Stash’s Last Stand
“Go fuck yourself, Steve,” he said as he reached the top stair, under his breath to make sure they junk man couldn’t hear him.
It was true: You could be beyond things. Beyond sad, hurt, wanting to say what you were never allowed to say. Things the junk man’s son no longer felt.
In that beyond, at the start of another life, he took back his name. He was no longer the junk man’s son. He was Stan, just turned eighteen. His ham-radio buddies and the guys at the scrapyard called him Stash. His mother used to call him Stanislaus, sometimes Stashu.
He gave his scrap-metal-scrounging father his name back, too. He was now just Steve, born Stefan, named by his mother Sophie, who followed her husband, Stefan the elder, from Poland to New York City before the Great War. But in America, everyone called him Steve.
There they stood, Stash and Steve, looking across the living room of the basement apartment at each other. Stash hovered by the door to the staircase that led up and outside to his future.
For the first time in Stash’s years with the junk man—swimming in it every day, every month, in all weather, the dirty, sweaty, freezing scrap-picking life—he felt nothing.
None of the nauseating tension when the junk man gave him The Look after he said or did something wrong.
None of the shame when he stated his opinions about the various goings-on in the world and his father said, “What? Are you a fucking idiot?”
None of the shaky hands when the junk man shouted, “Hurry up, will you for Christ’s sake?”
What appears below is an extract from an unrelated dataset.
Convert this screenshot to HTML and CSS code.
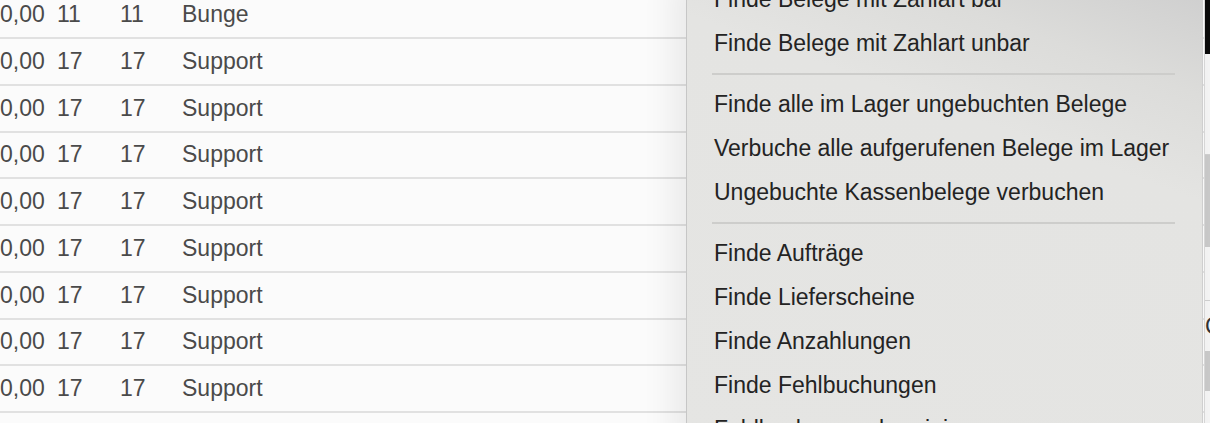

Stash moved intently. A box of books. The iron weight of the old Underwood manual typewriter. His ham-radio gear. A trash bag of clothing, cold-weather boots slung over one shoulder.
On each pass, he avoided Steve’s gaze, his eyes darting around the room taking inventory. The dirty sheets on Steve’s bed against one wall. A TV tray in front of Steve’s easy chair with the Long Island Newsday crossword puzzle half finished. A layer of newspaper covered the surface of the side table, the same way his grandmother used to cover the dinner table because they were too poor to buy tablecloths.
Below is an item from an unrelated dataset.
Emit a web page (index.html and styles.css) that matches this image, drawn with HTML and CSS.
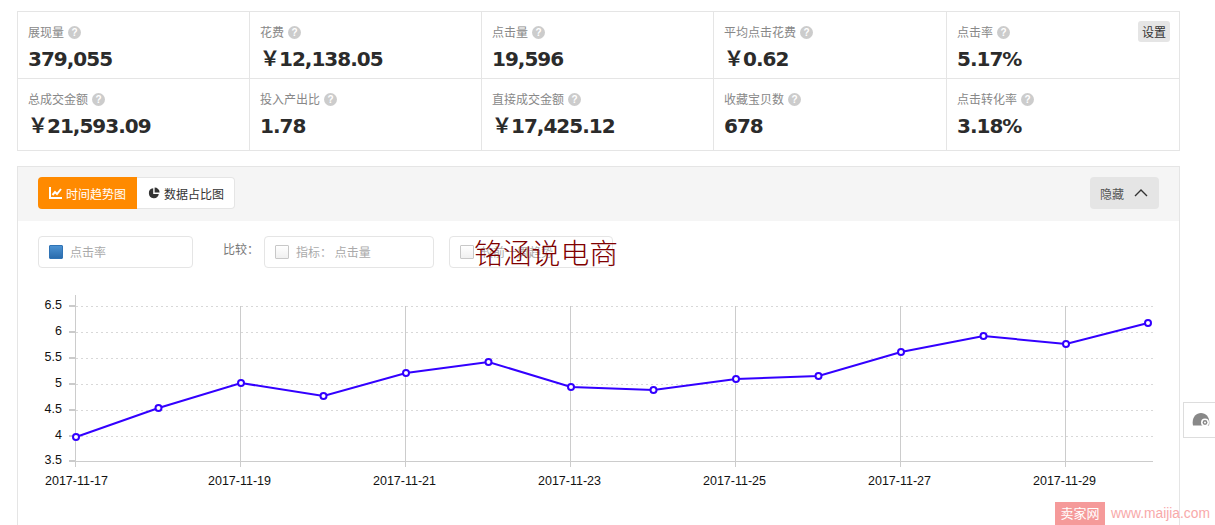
FILE: index.html
```html
<!DOCTYPE html>
<html lang="en">
<head>
  <meta charset="UTF-8" />
  <title>数据报表</title>
  <link rel="stylesheet" href="styles.css">
</head>
<body>
  <div class="page">

    <!-- Metrics -->
    <div class="metrics">
      <div class="metric"><div class="metric_label">展现量<span class="help">?</span></div><div class="metric_value">379,055</div></div>
      <div class="metric"><div class="metric_label">花费<span class="help">?</span></div><div class="metric_value">￥12,138.05</div></div>
      <div class="metric"><div class="metric_label">点击量<span class="help">?</span></div><div class="metric_value">19,596</div></div>
      <div class="metric"><div class="metric_label">平均点击花费<span class="help">?</span></div><div class="metric_value">￥0.62</div></div>
      <div class="metric"><div class="metric_label">点击率<span class="help">?</span></div><div class="metric_value">5.17%</div><button class="settings">设置</button></div>
      <div class="metric"><div class="metric_label">总成交金额<span class="help">?</span></div><div class="metric_value">￥21,593.09</div></div>
      <div class="metric"><div class="metric_label">投入产出比<span class="help">?</span></div><div class="metric_value">1.78</div></div>
      <div class="metric"><div class="metric_label">直接成交金额<span class="help">?</span></div><div class="metric_value">￥17,425.12</div></div>
      <div class="metric"><div class="metric_label">收藏宝贝数<span class="help">?</span></div><div class="metric_value">678</div></div>
      <div class="metric"><div class="metric_label">点击转化率<span class="help">?</span></div><div class="metric_value">3.18%</div></div>
    </div>

    <!-- Chart panel -->
    <div class="panel">
      <div class="panel_head">
        <div class="tabs">
          <div class="tab tab_active">
            <svg width="13" height="12" viewBox="0 0 13 12"><path d="M1 0v11h12" fill="none" stroke="#fff" stroke-width="2"/><path d="M3.500 8l2.500-3 2 2 4-5" fill="none" stroke="#fff" stroke-width="2"/></svg>
            时间趋势图
          </div>
          <div class="tab">
            <svg width="12" height="12" viewBox="0 0 12 12"><path d="M5.200 1.200A5 5 0 1 0 10.800 7H5.200z" fill="#333"/><path d="M6.600 0.600v5h5a5 5 0 0 0-5-5z" fill="#333"/></svg>
            数据占比图
          </div>
        </div>
        <button class="toggle">隐藏
          <svg width="14" height="8" viewBox="0 0 14 8"><path d="M1 7l6-6 6 6" fill="none" stroke="#333" stroke-width="1.400"/></svg>
        </button>
      </div>

      <div class="filters">
        <div class="picker picker_main"><span class="check check_on"></span>点击率</div>
        <span class="compare_label">比较：</span>
        <div class="picker picker_metric"><span class="check"></span>指标：&nbsp;点击量</div>
        <div class="picker picker_range"><span class="check"></span>较前一周趋势</div>
      </div>

      <svg class="chart" width="1161" height="210" viewBox="18 290 1161 210">
        <g class="grid_h">
          <path d="M76 306.500H1153M76 332.500H1153M76 358.500H1153M76 384.500H1153M76 410.500H1153M76 436.500H1153"/>
        </g>
        <g class="axis">
          <path d="M75.500 295V467M75 461.500H1153"/>
          <path d="M240.500 306V467M405.500 306V467M570.500 306V467M735.500 306V467M900.500 306V467M1065.500 306V467"/>
        </g>
        <path class="ticks" d="M69 306H75M69 332H75M69 358H75M69 384H75M69 410H75M69 436H75M69 461H75"/>
        <g class="labels_y">
          <text x="62" y="309">6.5</text>
          <text x="62" y="335">6</text>
          <text x="62" y="361">5.5</text>
          <text x="62" y="387">5</text>
          <text x="62" y="413">4.5</text>
          <text x="62" y="439">4</text>
          <text x="62" y="464">3.5</text>
        </g>
        <g class="labels_x">
          <text x="76.500" y="485">2017-11-17</text>
          <text x="239.500" y="485">2017-11-19</text>
          <text x="404.500" y="485">2017-11-21</text>
          <text x="569.500" y="485">2017-11-23</text>
          <text x="734.500" y="485">2017-11-25</text>
          <text x="899.500" y="485">2017-11-27</text>
          <text x="1064.500" y="485">2017-11-29</text>
        </g>
        <polyline class="line" points="76,437 158.500,408 241,383 323.500,396 406,373 488.500,362 571,387 653.500,390 736,379 818.500,376 901,352 983.500,336 1066,344 1148,323"/>
        <g class="dots">
          <circle cx="76" cy="437" r="3"/><circle cx="158.500" cy="408" r="3"/><circle cx="241" cy="383" r="3"/>
          <circle cx="323.500" cy="396" r="3"/><circle cx="406" cy="373" r="3"/><circle cx="488.500" cy="362" r="3"/>
          <circle cx="571" cy="387" r="3"/><circle cx="653.500" cy="390" r="3"/><circle cx="736" cy="379" r="3"/>
          <circle cx="818.500" cy="376" r="3"/><circle cx="901" cy="352" r="3"/><circle cx="983.500" cy="336" r="3"/>
          <circle cx="1066" cy="344" r="3"/><circle cx="1148" cy="323" r="3"/>
        </g>
      </svg>
    </div>
  </div>

  <!-- Overlays -->
  <div class="stamp">铭涵说电商</div>
  <div class="side_tool">
    <svg width="18" height="15" viewBox="0 0 18 15"><path d="M1 13.500C-.5 6 3.500 1 9 1s9.500 5 8 12.500z" fill="#888"/><circle cx="13" cy="10.500" r="4" fill="#fff"/><circle cx="13" cy="10.500" r="2.400" fill="#888"/><circle cx="13" cy="10.500" r="1" fill="#fff"/></svg>
  </div>
  <div class="brand"><span class="brand_badge">卖家网</span><span class="brand_url">www.maijia.com</span></div>
</body>
</html>
```

FILE: styles.css
```css
html, body {
  height: 100%;
  margin: 0;
  overflow: hidden;
  background: #fff;
}

body {
  font-family: "Noto Sans CJK SC", "Liberation Sans", sans-serif;
  font-size: 12px;
  color: #333;
}

.page {
  height: 514px;
  padding: 11px 35px 0 17px;
  overflow: hidden;
}

/* Metrics */
.metrics {
  display: grid;
  grid-template-columns: 232px 232px 232px 233px 233px;
  grid-template-rows: 67px 72px;
  border-top: 1px solid #e5e5e5;
  border-left: 1px solid #e5e5e5;
  margin-bottom: 15px;
}

.metric {
  position: relative;
  padding: 11px 10px 0 10px;
  border-right: 1px solid #e5e5e5;
  border-bottom: 1px solid #e5e5e5;
}

.metric_label {
  display: flex;
  align-items: center;
  height: 18px;
  line-height: 18px;
  color: #888;
}

.help {
  width: 13px;
  height: 13px;
  margin-left: 4px;
  border-radius: 50%;
  background: #ccc;
  color: #fff;
  font-family: "Liberation Sans", sans-serif;
  font-size: 10px;
  font-weight: bold;
  line-height: 13px;
  text-align: center;
}

.metric_value {
  margin-top: 5px;
  height: 26px;
  line-height: 26px;
  font-family: "DejaVu Sans", "Noto Sans CJK SC", sans-serif;
  font-size: 20px;
  font-weight: bold;
  letter-spacing: -1px;
  color: #2b2b2b;
  white-space: nowrap;
}

.settings {
  position: absolute;
  top: 9px;
  right: 9px;
  width: 32px;
  height: 21px;
  padding: 0;
  border: none;
  border-radius: 3px;
  background: #e5e5e5;
  color: #333;
  font-family: inherit;
  font-size: 12px;
}

/* Chart panel */
.panel {
  height: 400px;
  border: 1px solid #e5e5e5;
}

.panel_head {
  display: flex;
  justify-content: space-between;
  align-items: flex-start;
  box-sizing: border-box;
  height: 54px;
  padding: 10px 20px 0;
  background: #f5f5f5;
}

.tabs {
  display: flex;
  height: 32px;
}

.tab {
  display: flex;
  align-items: center;
  gap: 4px;
  box-sizing: border-box;
  width: 98px;
  padding-left: 11px;
  background: #fff;
  border: 1px solid #e5e5e5;
  border-left: none;
  border-radius: 0 4px 4px 0;
}

.tab_active {
  width: 99px;
  border: none;
  border-radius: 4px 0 0 4px;
  background: #ff8a00;
  color: #fff;
}

.toggle {
  display: flex;
  align-items: center;
  justify-content: space-between;
  width: 69px;
  height: 32px;
  padding: 0 11px 0 10px;
  border: none;
  border-radius: 4px;
  background: #e5e5e5;
  color: #555;
  font-family: inherit;
  font-size: 12px;
}

.filters {
  display: flex;
  align-items: center;
  height: 32px;
  margin-top: 15px;
  padding-left: 20px;
  color: #aaa;
}

.picker {
  display: flex;
  align-items: center;
  box-sizing: border-box;
  height: 32px;
  padding: 0 0 1px 10px;
  border: 1px solid #e5e5e5;
  border-radius: 4px;
  white-space: nowrap;
}

.picker_main {
  width: 155px;
}

.compare_label {
  margin: -8px 5px 0 30px;
  color: #777;
}

.picker_metric {
  width: 170px;
  margin-right: 15px;
}

.picker_range {
  width: 164px;
}

.check {
  width: 14px;
  height: 14px;
  margin-right: 7px;
  box-sizing: border-box;
  border: 1px solid #c8c8c8;
  border-radius: 1px;
  background: linear-gradient(#fff, #f0f0f0);
}

.check_on {
  border-color: #2f73b5;
  background: linear-gradient(#4c92d2, #2a6cad);
}

.chart {
  display: block;
  margin-top: 22px;
}

.grid_h path {
  fill: none;
  stroke: #d8d8d8;
  stroke-dasharray: 2 3;
}

.axis path {
  fill: none;
  stroke: #ccc;
}

.ticks {
  stroke: #bbb;
  stroke-width: 1.500;
}

.chart text {
  font-family: "Liberation Sans", sans-serif;
  font-size: 12.500px;
  fill: #111;
}

.labels_y text {
  text-anchor: end;
}

.labels_x text {
  text-anchor: middle;
}

.line {
  fill: none;
  stroke: #3300ff;
  stroke-width: 2;
}

.dots circle {
  fill: #fff;
  stroke: #3300ff;
  stroke-width: 2;
}

/* Overlays */
.stamp {
  position: absolute;
  left: 474px;
  top: 232px;
  font-family: "Noto Sans CJK SC", sans-serif;
  font-size: 28.800px;
  font-weight: 300;
  line-height: 40px;
  color: #800000;
  white-space: nowrap;
}

.side_tool {
  position: absolute;
  left: 1183px;
  top: 402px;
  box-sizing: border-box;
  width: 40px;
  height: 36px;
  padding: 9px 0 0 8px;
  border: 1px solid #ddd;
  background: #fff;
}

.side_tool svg {
  display: block;
}

.brand {
  position: absolute;
  left: 1055px;
  top: 502px;
  display: flex;
  align-items: center;
  height: 23px;
  white-space: nowrap;
}

.brand_badge {
  width: 50px;
  height: 23px;
  line-height: 22px;
  text-align: center;
  background: #f59a9a;
  color: #fff;
  font-size: 13px;
}

.brand_url {
  margin-left: 6px;
  font-family: "Liberation Sans", sans-serif;
  font-size: 13.800px;
  color: #f8a9a9;
}
```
“Okay, that’s all of it,” Stash said. “I’m going now.”
Steve looked up. His face sagged, his mouth drooped. The flab in his upper arms where biceps once bulged. It was something Stash had never seen. The last six-week stint at the VA Hospital in Northport after the heart attack had really knocked the shit out of him.
Stash didn’t care. He just wanted to get the fuck out of there and follow his girlfriend from the Bronx north to the college he couldn’t even get into.
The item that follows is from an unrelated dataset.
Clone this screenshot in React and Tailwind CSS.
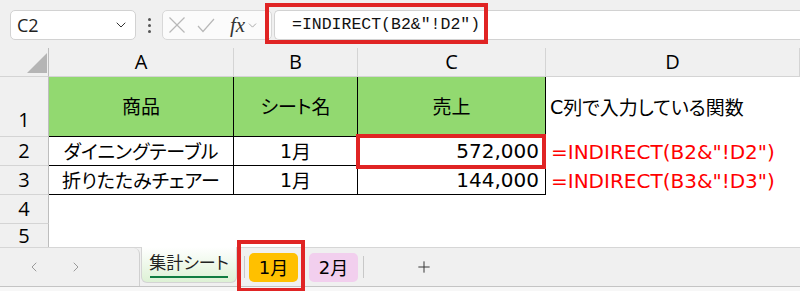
import React from "react";
import { ChevronDown, ChevronLeft, ChevronRight, Plus } from "lucide-react";

const jp = "font-['Noto_Sans_CJK_JP',sans-serif] [font-feature-settings:'palt']";
const num = "font-['DejaVu_Sans',sans-serif]";

const App = () => {
  const hdr = "bg-[#f0f0f0] border-r border-b border-[#d4d4d4] flex items-center justify-center text-[20px] text-black font-['Open_Sans',sans-serif]";
  const rowHdr = "bg-[#f0f0f0] border-r border-b border-r-[#bdbdbd] border-b-[#d4d4d4] flex justify-center text-[20px] text-black font-['Open_Sans',sans-serif]";
  const green = "bg-[#92d970] border-r border-b border-black flex items-center justify-center text-[19px] text-black";
  const cell = "bg-white border-r border-b border-black flex items-center text-[19px] text-black";
  const red = "bg-white flex items-center pl-[5px] text-[20px] text-[#ff0000] whitespace-nowrap";

  return (
    <div className="w-[800px] h-[291px] overflow-hidden bg-[#f0f0f0] font-['Liberation_Sans',sans-serif]">
      {/* Toolbar */}
      <div className="relative h-[48px] flex items-start pt-[10px] pl-[10px]">
        <div className="w-[126px] h-[30px] rounded-[5px] border border-[#d2d2d2] bg-white flex items-center justify-between pl-[6px] pr-[6px]">
          <span className="text-[18px] text-[#222] font-['Open_Sans',sans-serif]">C2</span>
          <ChevronDown size={16} strokeWidth={1.5} className="text-[#333]" />
        </div>
        <div className="w-[26px] h-[30px] flex flex-col items-center justify-center gap-[3px]">
          <span className="w-[3px] h-[3px] bg-[#555] rounded-full" />
          <span className="w-[3px] h-[3px] bg-[#555] rounded-full" />
          <span className="w-[3px] h-[3px] bg-[#555] rounded-full" />
        </div>
        <div className="w-[110px] h-[30px] rounded-[5px] border border-[#d8d8d8] bg-[#fbfbfb] flex items-center pl-[5px]">
          <svg width="18" height="18" viewBox="0 0 18 18" fill="none" stroke="#b8b8b8" strokeWidth="1.2">
            <line x1="1.5" y1="1.5" x2="16.5" y2="16.5" />
            <line x1="16.5" y1="1.5" x2="1.5" y2="16.5" />
          </svg>
          <svg width="18" height="18" viewBox="0 0 18 18" fill="none" stroke="#b8b8b8" strokeWidth="1.2" className="ml-[11px]">
            <polyline points="1,10 6,15.5 17,3" />
          </svg>
          <span className="font-['Liberation_Serif',serif] italic text-[21px] text-[#333] ml-[15px] leading-none">fx</span>
          <ChevronDown size={13} strokeWidth={1.5} className="text-[#999] ml-[1px]" />
        </div>
        <div className="flex-1 ml-[2px] h-[30px] rounded-l-[5px] border border-r-0 border-[#d2d2d2] bg-white flex items-center pl-[17px]">
          <span className="font-['Liberation_Mono',monospace] text-[16.5px] text-[#111] whitespace-nowrap">=INDIRECT(B2&amp;"!D2")</span>
        </div>
        <div className="absolute left-[265px] top-[3px] w-[223px] h-[41px] border-4 border-[#e02424]" />
      </div>

      {/* Grid */}
      <div className="grid grid-cols-[49px_185px_124px_188px_1fr] grid-rows-[29px_60px_29px_29px_29px_23px]">
        <div className={hdr + " !items-end !justify-end pr-[1px] pb-[3px] !border-r-[#bdbdbd]"}>
          <svg width="20" height="20" viewBox="0 0 20 20">
            <polygon points="20,0 20,20 0,20" fill="#b5b5b5" />
          </svg>
        </div>
        <div className={hdr}>A</div>
        <div className={hdr}>B</div>
        <div className={hdr}>C</div>
        <div className={hdr}>D</div>

        <div className={rowHdr + " items-end pb-[1px]"}>1</div>
        <div className={green + " " + jp}>商品</div>
        <div className={green + " " + jp}>シート名</div>
        <div className={green + " " + jp}>売上</div>
        <div className={"bg-white flex items-center pl-[4px] text-[19px] text-black " + jp}>
          <span className={num}>C</span>列で入力している関数
        </div>

        <div className={rowHdr + " items-center"}>2</div>
        <div className={cell + " justify-center " + jp}>ダイニングテーブル</div>
        <div className={cell + " justify-center " + jp}>
          <span className={num}>1</span>月
        </div>
        <div className={cell + " relative justify-end pr-[6px] text-[20px] " + num}>
          572,000
          <div className="absolute -left-[2px] -top-[3px] -right-[1px] -bottom-[4px] border-4 border-[#e02424]" />
        </div>
        <div className={red + " " + num}>=INDIRECT(B2&amp;"!D2")</div>

        <div className={rowHdr + " items-center"}>3</div>
        <div className={cell + " justify-center " + jp}>折りたたみチェアー</div>
        <div className={cell + " justify-center " + jp}>
          <span className={num}>1</span>月
        </div>
        <div className={cell + " justify-end pr-[6px] text-[20px] " + num}>144,000</div>
        <div className={red + " " + num}>=INDIRECT(B3&amp;"!D3")</div>

        <div className={rowHdr + " items-center"}>4</div>
        <div className="bg-white col-span-4" />

        <div className={rowHdr + " items-center !border-b-0"}>5</div>
        <div className="bg-white col-span-4" />
      </div>

      {/* Sheet tabs */}
      <div className="relative h-[40px] border-t border-b border-t-[#d6d6d6] border-b-[#c4c4c4] bg-[#f0f0f0] flex items-center">
        <div className="w-[140px] h-full border-r border-[#d0d0d0] rounded-tr-[6px] flex items-center pl-[26px] gap-[26px] text-[#9a9a9a]">
          <ChevronLeft size={16} strokeWidth={1.5} />
          <ChevronRight size={16} strokeWidth={1.5} />
        </div>
        <div className="self-start -mt-px ml-[1px] w-[96px] h-[36px] rounded-b-[6px] border-x border-b border-[#d4d4d4] bg-gradient-to-b from-white to-[#ddf1d5] flex flex-col items-center justify-center">
          <span className={"text-[17px] text-[#222] leading-[22px] " + jp}>集計シート</span>
          <span className="w-[78px] h-[2px] bg-[#107c41] mt-[3px]" />
        </div>
        <div className="ml-[7px] w-px h-[22px] bg-[#c8c8c8]" />
        <div className={"ml-[4px] w-[49px] h-[29px] rounded-[5px] bg-[#ffc000] flex items-center justify-center text-[18px] text-black " + jp}>
          <span className={num}>1</span>月
        </div>
        <div className={"ml-[11px] w-[49px] h-[29px] rounded-[5px] bg-[#f2cfee] flex items-center justify-center text-[18px] text-black " + jp}>
          <span className={num}>2</span>月
        </div>
        <div className="ml-[5px] w-px h-[22px] bg-[#c8c8c8]" />
        <Plus size={18} strokeWidth={1.3} className="ml-[51px] text-[#333]" />
        <div className="absolute left-[237px] -top-[8px] w-[68px] h-[52px] border-4 border-[#e02424]" />
      </div>
      <div className="h-[4px] bg-[#f7f7f7]" />
    </div>
  );
};

export default App;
“You don’t have to go. You can stay. Go to school at Stonybrook,” Steve said. “You don’t have to work during the week anymore.”
Stash felt the anger rise. The fucking balls on this guy. Months of nothing—just The Look and silence—after he fell and hurt his back and the junk man accused him of faking it, of being a lazy bum looking for an excuse to get out of working. No rides to school. No words. Just a seething resentment over something he didn’t even do. After years of freezing and sweating, hauling scrap in all weather, picking through trash at the town dump—though at first, it had felt like an adventure. But lazy?
He didn’t answer. He turned. His right foot crossed the transom: old life. His left foot planted on the first step: new life.
Steve’s eyes narrowed on his back. Defiant I-don’t-need-you eyes. “Go ahead. Run back to your mother’s house.”
Stash hadn’t seen her in three years. What would she call him today, when she and his stepfather showed up? Stan, Stanislaus, or Stashu?
“Go fuck yourself, Steve,” he said as he reached the top stair, under his breath to make sure they junk man couldn’t hear him. Maybe he wasn’t beyond it all just yet.



Yet another banger!
Just a morsel of a story, but very smooth. Nice prose.